About Gail
Gail has been in practice for twenty-five years, with a focus on various commercial real estate transactions. She has significant experience in representing various banks and institutional lenders in retail, health care, multi-family, office, and industrial loan transactions, commercial foreclosures, workouts and restructures of defaulted real estate loans. Her loan work practice has included transactions in many states, including Alabama, Georgia, Mississippi, Texas, Oklahoma, Arkansas, Florida, Virginia, South Carolina, North Carolina, Kentucky, Ohio, Colorado, New York, and Washington. In the 1990s, she worked extensively on health care “conduit” loans, which typically involved multiple properties in one or more states, and which entailed working closely with rating agencies in preparation for securitization of these loans.
She has been the lead attorney for the development of numerous types of commercial properties, from mixed-use commercial development to residential student housing. She has represented clients in the purchase and sale of many commercial properties, including the sale of numerous “power” retail shopping centers across the country for a national retail developer, as well as the purchase of the former HealthSouth Corporate Campus by a Birmingham based real estate development company. She has also served as the Firm’s lead in their role as an attorney agent for Lawyers Title Insurance Corporation.
Gail has worked as the lead attorney in several municipal incentive transactions for the development of commercial properties throughout the State of Alabama. In each of these transactions, she worked closely with the Mayor and City Councils in finalizing various development and incentive agreements.
Her experience also includes representation of a national residential homebuilder in the development of residential subdivisions and she has extensive experience in contract negotiations, title and survey reviews and other standard due diligence, and preparation of residential restrictive covenants.
Gail was admitted to the American College of Real Estate Lawyers in 2003 (she is the only woman member of ACREL from the State of Alabama). She has been listed as one of The Best Lawyers in America since 2002 and has been listed in Chambers USA America’s Leading Business Lawyers since 2005. She was also named by Chambers USA in 2009 and 2010 as a “Leader in their Field.” In addition, Gail was named to the 2011, 2010, 2009 and 2008 Alabama Super Lawyers. In 2011 and 2010, she was also listed as one of Alabama’s Top 25 Women Attorneys by Super Lawyers. She is also one of three lawyers from Burr & Forman LLP who were named in the 2007 LawDragon 500 Dealmakers magazine that lists U.S. lawyers who handle headline-making transactions.

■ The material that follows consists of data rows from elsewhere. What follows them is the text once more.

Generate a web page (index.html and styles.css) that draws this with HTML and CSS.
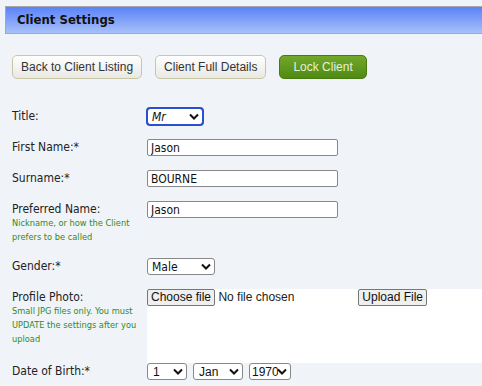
FILE: index.html
```html
<!DOCTYPE html>
<html lang="en">
<head>
    <meta charset="UTF-8">
    <title>Client Settings</title>
    <link rel="stylesheet" href="styles.css">
</head>
<body>
    <div class="page-title">Client Settings</div>
    <div class="toolbar">
        <button class="btn">Back to Client Listing</button>
        <button class="btn">Client Full Details</button>
        <button class="btn btn_green">Lock Client</button>
    </div>
    <table class="form">
        <tr>
            <td class="label">Title:</td>
            <td><select class="sel sel_title focus"><option>Mr</option></select></td>
        </tr>
        <tr>
            <td class="label">First Name:*</td>
            <td><input class="txt" type="text" value="Jason"></td>
        </tr>
        <tr>
            <td class="label">Surname:*</td>
            <td><input class="txt" type="text" value="BOURNE"></td>
        </tr>
        <tr>
            <td class="label">Preferred Name:<div class="hint">Nickname, or how the Client prefers to be called</div></td>
            <td><input class="txt" type="text" value="Jason"></td>
        </tr>
        <tr class="row_short">
            <td class="label">Gender:*</td>
            <td><select class="sel sel_gender"><option>Male</option></select></td>
        </tr>
        <tr class="row_photo">
            <td class="label">Profile Photo:<div class="hint">Small JPG files only. You must UPDATE the settings after you upload</div></td>
            <td class="upload">
                <div class="upload-row">
                    <span class="file"><span class="file-btn">Choose file</span> No file chosen</span>
                    <span class="file-btn">Upload File</span>
                </div>
            </td>
        </tr>
        <tr>
            <td class="label">Date of Birth:*</td>
            <td class="dob">
                <select class="sel arial sel_day"><option>1</option></select>
                <select class="sel arial sel_month"><option>Jan</option></select>
                <select class="sel arial sel_year"><option>1970</option></select>
            </td>
        </tr>
    </table>
</body>
</html>
```

FILE: styles.css
```css
body {
    margin: 0;
    padding: 6px 0 0 5px;
    background-color: #f0f4f8;
    font-family: "DejaVu Sans Condensed", "DejaVu Sans", sans-serif;
    font-size: 12px;
    color: #222;
}
.page-title {
    height: 26px;
    line-height: 26px;
    padding-left: 11px;
    border-top: 1px solid #a8a8a8;
    border-bottom: 1px solid #a8a8a8;
    border-left: 1px solid #a8a8a8;
    background: linear-gradient(#5a82f8, #a6c0f8);
    font-size: 13px;
    font-weight: bold;
    color: #111;
}
.toolbar {
    display: flex;
    gap: 13px;
    margin: 21px 0 0 7px;
}
.btn {
    height: 24px;
    padding: 0 8px;
    border: 1px solid #c9c6a4;
    border-radius: 5px;
    background: linear-gradient(#ffffff, #e8e8e4);
    font-family: "Liberation Sans", Arial, sans-serif;
    font-size: 12px;
    color: #333;
}
.btn_green {
    padding: 0 13px;
    border-color: #4a7a12;
    background: linear-gradient(#72a82a, #4f8a14);
    color: #e8f0dc;
}
.form {
    border-collapse: collapse;
    margin: 29px 0 0 7px;
}
.form td {
    padding: 0 0 14px 0;
    vertical-align: top;
}
.form .row_short td {
    padding-bottom: 14px;
}
.form .row_photo td {
    padding-bottom: 17px;
}
.label {
    width: 135px;
    line-height: 13px;
}
.form td.label {
    padding-top: 2px;
}
.hint {
    font-size: 9.2px;
    line-height: 14px;
    color: #2e8b1e;
}
.txt {
    box-sizing: border-box;
    width: 191px;
    height: 17px;
    margin: 0;
    padding: 0 3px;
    border: 1px solid #888;
    border-radius: 2px;
    background: #fff;
    font-family: "DejaVu Sans Condensed", "DejaVu Sans", sans-serif;
    font-size: 12px;
    color: #111;
}
.sel {
    appearance: none;
    box-sizing: border-box;
    height: 17px;
    margin: 0;
    padding: 0 12px 0 4px;
    border: 1px solid #888;
    border-radius: 3px;
    background: #fff url("data:image/svg+xml,%3Csvg xmlns='http://www.w3.org/2000/svg' width='10' height='7' viewBox='0 0 10 7'%3E%3Cpath d='M1 1.5l4 4 4-4' fill='none' stroke='%23111' stroke-width='2'/%3E%3C/svg%3E") no-repeat right 3px center;
    font-family: "DejaVu Sans Condensed", "DejaVu Sans", sans-serif;
    font-size: 12px;
    color: #111;
}
.sel_title {
    width: 56px;
}
.focus {
    outline: 2px solid #2a4fcf;
    outline-offset: -1px;
    font-style: italic;
}
.sel_gender {
    width: 68px;
}
.dob {
    display: flex;
    gap: 6px;
}
.arial {
    font-family: "Liberation Sans", Arial, sans-serif;
    font-size: 12px;
    padding-left: 5px;
}
.sel_day {
    width: 40px;
}
.sel_month {
    width: 50px;
}
.sel_year {
    width: 42px;
    padding-left: 2px;
}
.upload {
    background: #fff;
    width: 335px;
    height: 56px;
}
.form td.upload {
    padding-bottom: 0;
}
.upload-row {
    display: flex;
    justify-content: space-between;
    width: 280px;
    font-family: "Liberation Sans", Arial, sans-serif;
    font-size: 12px;
    line-height: 15px;
}
.file-btn {
    display: inline-block;
    padding: 0 3px;
    border: 1px solid #777;
    border-radius: 2px;
    background: #efefef;
    color: #111;
}
```
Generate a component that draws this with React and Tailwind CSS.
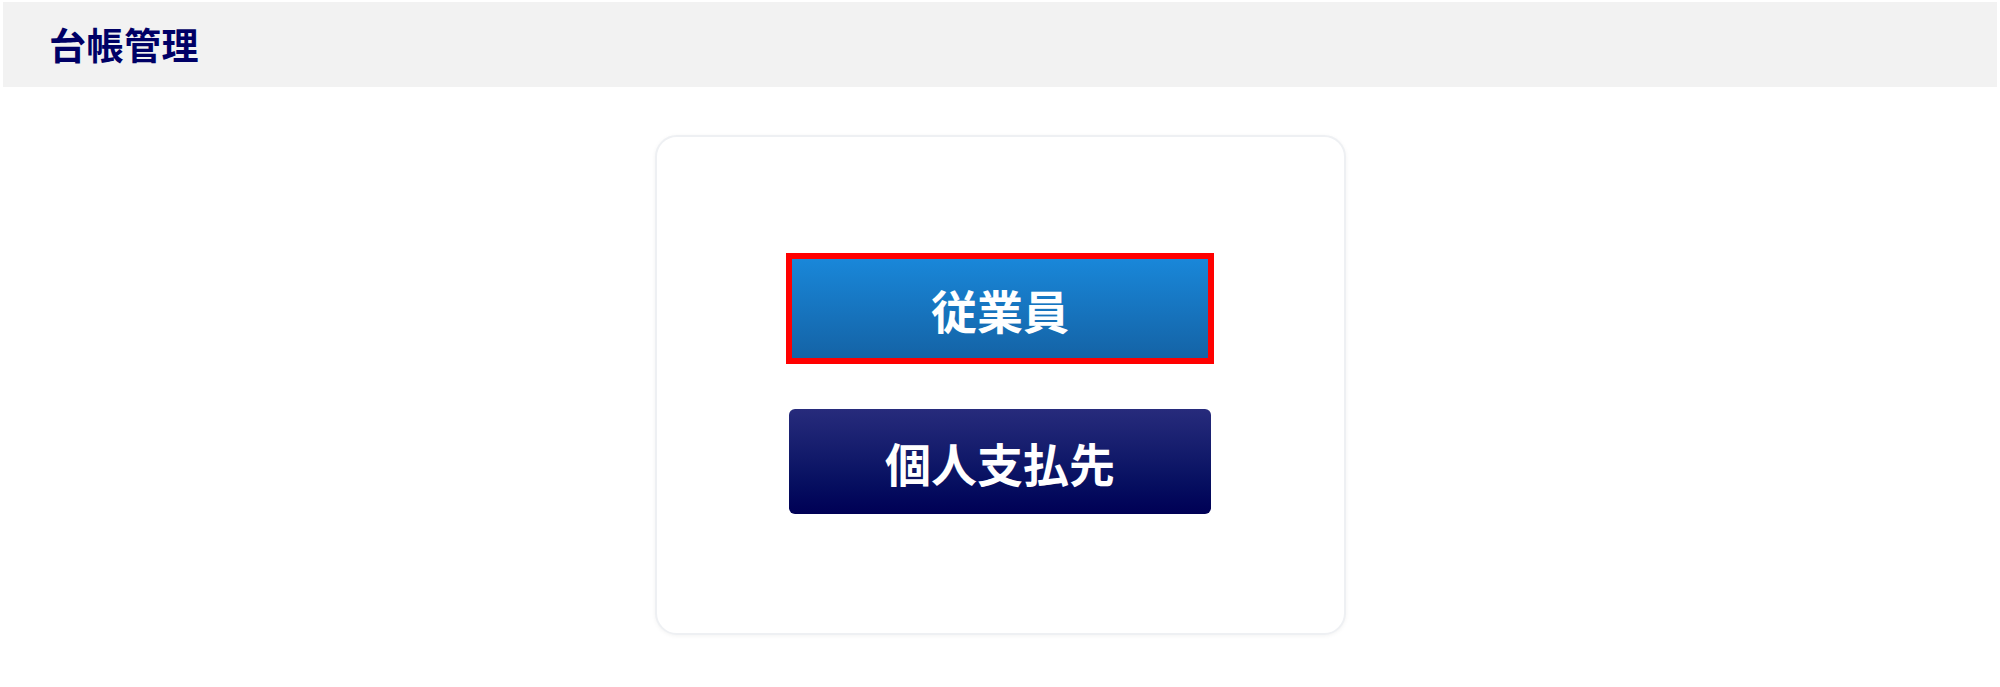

Gail taught a commercial real estate transaction class as an adjunct professor, at the University of Alabama School of Law in the spring of 2008.
Gail received her J.D. from the University of Alabama School of Law in 1985, where she was a member of the Alabama Law Review. She graduated magna cum laude from Birmingham-Southern College in 1982.
What is your favorite thing about the law?
That you learn something different every day!
What community projects are you involved in?
I am on the Board of Directors of the Downtown YMCA and an active member of Vestavia Hills United Methodist Church.
What was your first job?
My father built the first poultry processing plant in the state of Alabama in the late 1940’s. My first job was working summers in the plant where I added chicken weights all day long, did the bills of lading for the truckers, and was sent to the very back of the plant daily to get soft drinks for the office staff— nobody wanted to walk through the plant because of the drippings that landed on you from the processing line!
What are your hobbies?
Running and exercise class; gardening; and all the fun stuff that goes with being the mother of 2 teen aged daughters!
What advice would you give to a young student in law school?
Never skip class for any reason! You have to study the materials over and over until you get the “big picture” and it “clicks” in your head.
How do you define a “good day”?
When I get to the Y at lunch to exercise.